Stored data
▬▬▬

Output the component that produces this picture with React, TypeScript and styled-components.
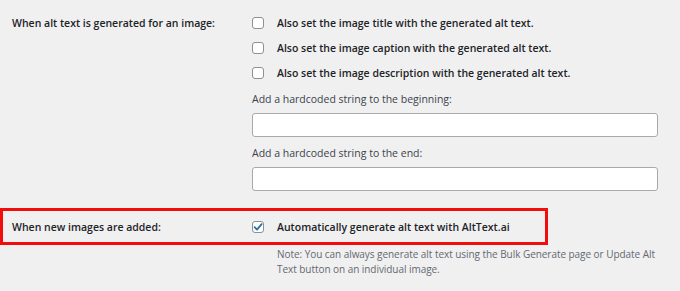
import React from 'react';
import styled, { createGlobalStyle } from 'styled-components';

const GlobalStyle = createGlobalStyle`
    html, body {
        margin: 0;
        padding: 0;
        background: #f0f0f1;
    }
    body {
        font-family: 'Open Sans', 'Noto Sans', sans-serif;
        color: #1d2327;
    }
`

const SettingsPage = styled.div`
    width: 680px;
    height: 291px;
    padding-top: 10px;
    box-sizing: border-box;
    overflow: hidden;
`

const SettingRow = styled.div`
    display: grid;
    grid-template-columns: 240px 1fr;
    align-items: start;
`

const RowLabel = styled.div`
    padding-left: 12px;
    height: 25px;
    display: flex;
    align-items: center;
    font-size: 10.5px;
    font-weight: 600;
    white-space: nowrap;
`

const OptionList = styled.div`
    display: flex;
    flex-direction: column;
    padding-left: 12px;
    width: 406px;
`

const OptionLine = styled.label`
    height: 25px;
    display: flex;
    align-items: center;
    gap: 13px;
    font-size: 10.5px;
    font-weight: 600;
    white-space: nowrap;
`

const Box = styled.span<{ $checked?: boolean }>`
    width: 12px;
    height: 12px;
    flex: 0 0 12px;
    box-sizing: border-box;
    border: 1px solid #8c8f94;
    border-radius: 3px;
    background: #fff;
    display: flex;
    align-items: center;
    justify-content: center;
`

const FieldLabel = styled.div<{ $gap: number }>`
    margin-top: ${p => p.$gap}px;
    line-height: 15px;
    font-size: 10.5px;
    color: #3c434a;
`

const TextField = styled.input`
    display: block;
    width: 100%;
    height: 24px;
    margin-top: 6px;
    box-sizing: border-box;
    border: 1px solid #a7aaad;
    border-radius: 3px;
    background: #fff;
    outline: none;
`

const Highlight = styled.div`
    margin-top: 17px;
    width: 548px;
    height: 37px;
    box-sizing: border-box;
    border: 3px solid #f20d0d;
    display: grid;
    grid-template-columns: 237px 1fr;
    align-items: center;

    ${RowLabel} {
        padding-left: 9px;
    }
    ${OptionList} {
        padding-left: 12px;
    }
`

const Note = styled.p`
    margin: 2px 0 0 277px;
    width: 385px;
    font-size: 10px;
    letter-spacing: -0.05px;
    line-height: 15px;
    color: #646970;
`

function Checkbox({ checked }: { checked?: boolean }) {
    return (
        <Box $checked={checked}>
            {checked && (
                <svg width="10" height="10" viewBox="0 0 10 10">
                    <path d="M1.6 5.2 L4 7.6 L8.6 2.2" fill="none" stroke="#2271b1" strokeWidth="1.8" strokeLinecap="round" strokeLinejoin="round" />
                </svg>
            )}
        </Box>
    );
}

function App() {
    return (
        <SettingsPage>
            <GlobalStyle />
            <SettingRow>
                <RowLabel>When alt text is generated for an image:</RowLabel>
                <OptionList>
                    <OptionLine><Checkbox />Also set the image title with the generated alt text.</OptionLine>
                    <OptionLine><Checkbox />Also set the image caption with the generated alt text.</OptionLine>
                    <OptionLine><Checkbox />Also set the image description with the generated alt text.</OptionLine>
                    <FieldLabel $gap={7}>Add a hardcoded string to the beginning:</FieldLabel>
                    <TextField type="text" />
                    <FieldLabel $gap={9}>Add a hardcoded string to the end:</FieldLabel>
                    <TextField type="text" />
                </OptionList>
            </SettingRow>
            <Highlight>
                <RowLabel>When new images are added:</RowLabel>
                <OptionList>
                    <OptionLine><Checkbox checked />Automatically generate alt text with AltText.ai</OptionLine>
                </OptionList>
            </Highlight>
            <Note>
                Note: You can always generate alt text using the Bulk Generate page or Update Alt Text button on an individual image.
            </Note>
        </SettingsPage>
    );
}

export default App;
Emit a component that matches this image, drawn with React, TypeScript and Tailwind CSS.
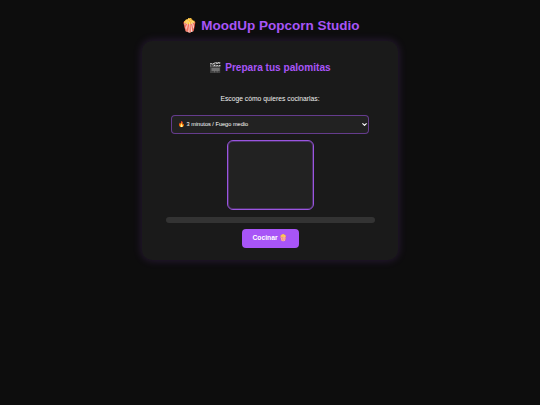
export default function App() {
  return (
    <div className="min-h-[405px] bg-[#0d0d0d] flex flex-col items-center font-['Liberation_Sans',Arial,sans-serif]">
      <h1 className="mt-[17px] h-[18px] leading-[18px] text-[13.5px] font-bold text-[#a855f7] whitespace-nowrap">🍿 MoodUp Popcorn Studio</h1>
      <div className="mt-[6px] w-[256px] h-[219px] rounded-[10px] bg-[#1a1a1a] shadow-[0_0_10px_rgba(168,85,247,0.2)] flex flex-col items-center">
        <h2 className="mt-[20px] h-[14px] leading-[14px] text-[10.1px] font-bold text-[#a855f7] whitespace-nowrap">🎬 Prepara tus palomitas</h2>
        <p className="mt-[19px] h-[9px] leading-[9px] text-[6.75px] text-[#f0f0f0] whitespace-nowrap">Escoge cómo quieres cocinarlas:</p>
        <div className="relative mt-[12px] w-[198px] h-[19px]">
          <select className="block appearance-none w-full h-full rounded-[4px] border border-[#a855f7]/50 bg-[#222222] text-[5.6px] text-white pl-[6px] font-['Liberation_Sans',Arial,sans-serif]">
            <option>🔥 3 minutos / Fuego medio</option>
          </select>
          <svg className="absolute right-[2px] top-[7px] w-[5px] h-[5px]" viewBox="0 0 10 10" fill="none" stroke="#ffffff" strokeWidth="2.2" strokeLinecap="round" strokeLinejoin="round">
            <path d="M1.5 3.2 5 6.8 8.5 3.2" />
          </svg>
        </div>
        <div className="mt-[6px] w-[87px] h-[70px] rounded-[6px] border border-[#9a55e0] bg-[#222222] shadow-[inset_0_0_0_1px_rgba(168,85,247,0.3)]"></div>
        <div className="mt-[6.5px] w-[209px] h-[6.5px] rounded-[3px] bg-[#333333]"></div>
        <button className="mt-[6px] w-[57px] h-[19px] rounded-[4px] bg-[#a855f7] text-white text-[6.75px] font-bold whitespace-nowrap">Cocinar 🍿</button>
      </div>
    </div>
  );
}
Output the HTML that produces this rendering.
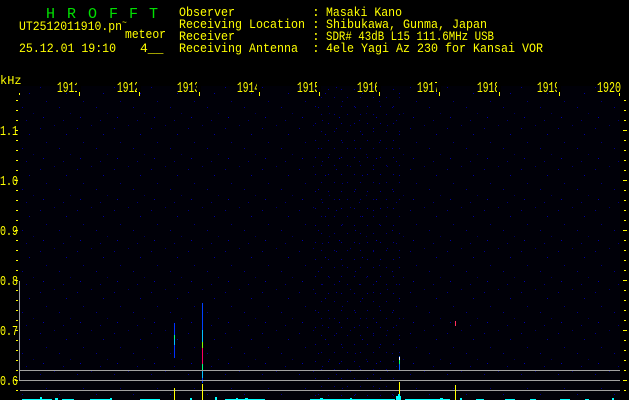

▬▬▬

■ Brief ■
Using the data above, print every line exactly, omitting pictures.

■ Result for this task ■
Output the component that produces this picture with React, TypeScript and styled-components.
import React from 'react';
import styled, { createGlobalStyle } from 'styled-components';

const GlobalStyle = createGlobalStyle`
    html, body {
        margin: 0;
        padding: 0;
        background: #f0f0f1;
    }
    body {
        font-family: 'Open Sans', 'Noto Sans', sans-serif;
        color: #1d2327;
    }
`

const SettingsPage = styled.div`
    width: 680px;
    height: 291px;
    padding-top: 10px;
    box-sizing: border-box;
    overflow: hidden;
`

const SettingRow = styled.div`
    display: grid;
    grid-template-columns: 240px 1fr;
    align-items: start;
`

const RowLabel = styled.div`
    padding-left: 12px;
    height: 25px;
    display: flex;
    align-items: center;
    font-size: 10.5px;
    font-weight: 600;
    white-space: nowrap;
`

const OptionList = styled.div`
    display: flex;
    flex-direction: column;
    padding-left: 12px;
    width: 406px;
`

const OptionLine = styled.label`
    height: 25px;
    display: flex;
    align-items: center;
    gap: 13px;
    font-size: 10.5px;
    font-weight: 600;
    white-space: nowrap;
`

const Box = styled.span<{ $checked?: boolean }>`
    width: 12px;
    height: 12px;
    flex: 0 0 12px;
    box-sizing: border-box;
    border: 1px solid #8c8f94;
    border-radius: 3px;
    background: #fff;
    display: flex;
    align-items: center;
    justify-content: center;
`

const FieldLabel = styled.div<{ $gap: number }>`
    margin-top: ${p => p.$gap}px;
    line-height: 15px;
    font-size: 10.5px;
    color: #3c434a;
`

const TextField = styled.input`
    display: block;
    width: 100%;
    height: 24px;
    margin-top: 6px;
    box-sizing: border-box;
    border: 1px solid #a7aaad;
    border-radius: 3px;
    background: #fff;
    outline: none;
`

const Highlight = styled.div`
    margin-top: 17px;
    width: 548px;
    height: 37px;
    box-sizing: border-box;
    border: 3px solid #f20d0d;
    display: grid;
    grid-template-columns: 237px 1fr;
    align-items: center;

    ${RowLabel} {
        padding-left: 9px;
    }
    ${OptionList} {
        padding-left: 12px;
    }
`

const Note = styled.p`
    margin: 2px 0 0 277px;
    width: 385px;
    font-size: 10px;
    letter-spacing: -0.05px;
    line-height: 15px;
    color: #646970;
`

function Checkbox({ checked }: { checked?: boolean }) {
    return (
        <Box $checked={checked}>
            {checked && (
                <svg width="10" height="10" viewBox="0 0 10 10">
                    <path d="M1.6 5.2 L4 7.6 L8.6 2.2" fill="none" stroke="#2271b1" strokeWidth="1.8" strokeLinecap="round" strokeLinejoin="round" />
                </svg>
            )}
        </Box>
    );
}

function App() {
    return (
        <SettingsPage>
            <GlobalStyle />
            <SettingRow>
                <RowLabel>When alt text is generated for an image:</RowLabel>
                <OptionList>
                    <OptionLine><Checkbox />Also set the image title with the generated alt text.</OptionLine>
                    <OptionLine><Checkbox />Also set the image caption with the generated alt text.</OptionLine>
                    <OptionLine><Checkbox />Also set the image description with the generated alt text.</OptionLine>
                    <FieldLabel $gap={7}>Add a hardcoded string to the beginning:</FieldLabel>
                    <TextField type="text" />
                    <FieldLabel $gap={9}>Add a hardcoded string to the end:</FieldLabel>
                    <TextField type="text" />
                </OptionList>
            </SettingRow>
            <Highlight>
                <RowLabel>When new images are added:</RowLabel>
                <OptionList>
                    <OptionLine><Checkbox checked />Automatically generate alt text with AltText.ai</OptionLine>
                </OptionList>
            </Highlight>
            <Note>
                Note: You can always generate alt text using the Bulk Generate page or Update Alt Text button on an individual image.
            </Note>
        </SettingsPage>
    );
}

export default App;
Emit a component that matches this image, drawn with React, TypeScript and Tailwind CSS.
export default function App() {
  return (
    <div className="min-h-[405px] bg-[#0d0d0d] flex flex-col items-center font-['Liberation_Sans',Arial,sans-serif]">
      <h1 className="mt-[17px] h-[18px] leading-[18px] text-[13.5px] font-bold text-[#a855f7] whitespace-nowrap">🍿 MoodUp Popcorn Studio</h1>
      <div className="mt-[6px] w-[256px] h-[219px] rounded-[10px] bg-[#1a1a1a] shadow-[0_0_10px_rgba(168,85,247,0.2)] flex flex-col items-center">
        <h2 className="mt-[20px] h-[14px] leading-[14px] text-[10.1px] font-bold text-[#a855f7] whitespace-nowrap">🎬 Prepara tus palomitas</h2>
        <p className="mt-[19px] h-[9px] leading-[9px] text-[6.75px] text-[#f0f0f0] whitespace-nowrap">Escoge cómo quieres cocinarlas:</p>
        <div className="relative mt-[12px] w-[198px] h-[19px]">
          <select className="block appearance-none w-full h-full rounded-[4px] border border-[#a855f7]/50 bg-[#222222] text-[5.6px] text-white pl-[6px] font-['Liberation_Sans',Arial,sans-serif]">
            <option>🔥 3 minutos / Fuego medio</option>
          </select>
          <svg className="absolute right-[2px] top-[7px] w-[5px] h-[5px]" viewBox="0 0 10 10" fill="none" stroke="#ffffff" strokeWidth="2.2" strokeLinecap="round" strokeLinejoin="round">
            <path d="M1.5 3.2 5 6.8 8.5 3.2" />
          </svg>
        </div>
        <div className="mt-[6px] w-[87px] h-[70px] rounded-[6px] border border-[#9a55e0] bg-[#222222] shadow-[inset_0_0_0_1px_rgba(168,85,247,0.3)]"></div>
        <div className="mt-[6.5px] w-[209px] h-[6.5px] rounded-[3px] bg-[#333333]"></div>
        <button className="mt-[6px] w-[57px] h-[19px] rounded-[4px] bg-[#a855f7] text-white text-[6.75px] font-bold whitespace-nowrap">Cocinar 🍿</button>
      </div>
    </div>
  );
}
Output the HTML that produces this rendering.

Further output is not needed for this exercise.